Pros of factory reset: Clears every possible software cause in one step. Works on stubborn issues that resist all other fixes.
Cons: You lose all local game saves not backed up to the cloud. Redownloading your library can take hours on slow connections. This should always be your last software fix, not your first.

Frequently Asked Questions

Why does my Guardian boundary keep disappearing every few seconds?

This usually means your headset has too many saved play spaces stored in memory or your physical space history has corrupted data. Clear physical space history under Privacy and Safety settings, then set up a fresh boundary in your current room.

Does darkness completely stop VR tracking?
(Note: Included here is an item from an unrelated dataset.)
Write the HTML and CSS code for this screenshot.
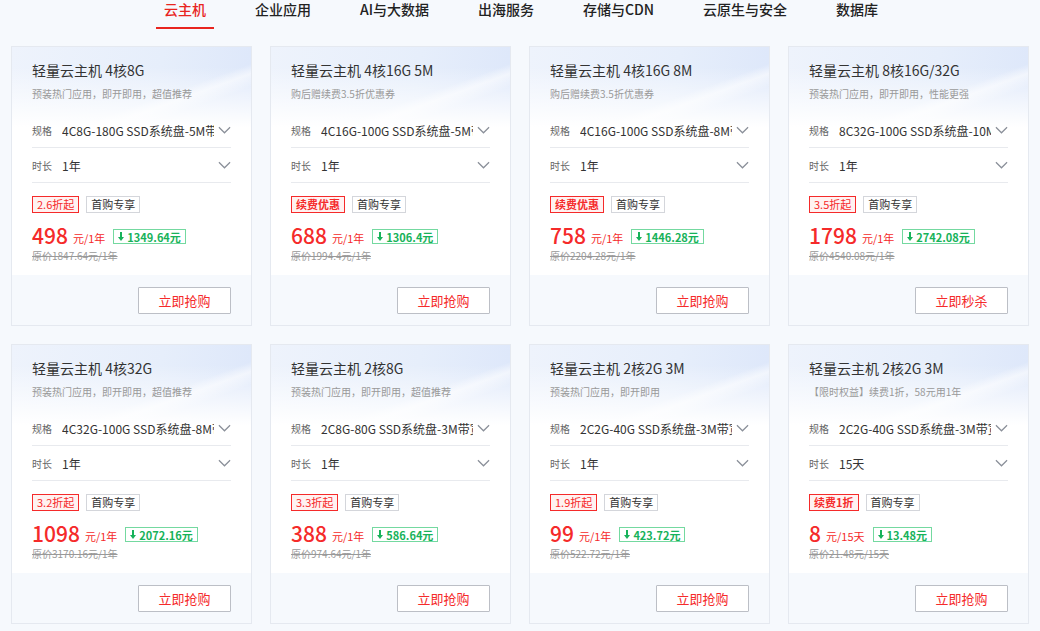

Yes, complete darkness blocks inside out tracking entirely since the cameras need visible light to map your room. Some headsets have low light modes that help in dim conditions, but pitch black rooms will always lose tracking.

Can I use my VR headset outside?

You can, but direct sunlight damages the camera sensors and OLED displays permanently. Even brief outdoor use on a sunny day risks burning pixels. Stick to shaded outdoor areas or skip outdoor play entirely to protect your hardware.

How often should I clean my headset cameras?

Wipe the front cameras with a microfiber cloth at least once a week if you use your headset daily. Heavy users or anyone who shares the headset with others should clean cameras every two or three sessions to prevent tracking issues.

Will resetting Guardian delete my game progress?

No, clearing Guardian or boundary history only removes saved play spaces. Your games, accounts, and progress stay intact. A full factory reset, however, wipes everything including local game saves not backed up to cloud storage.

Why does tracking work fine for a few minutes then fail?

This pattern often points to overheating, battery throttling, or lighting changes during your session. Check if sunlight angles shifted, ensure good ventilation around your headset, and keep the battery charged above twenty percent.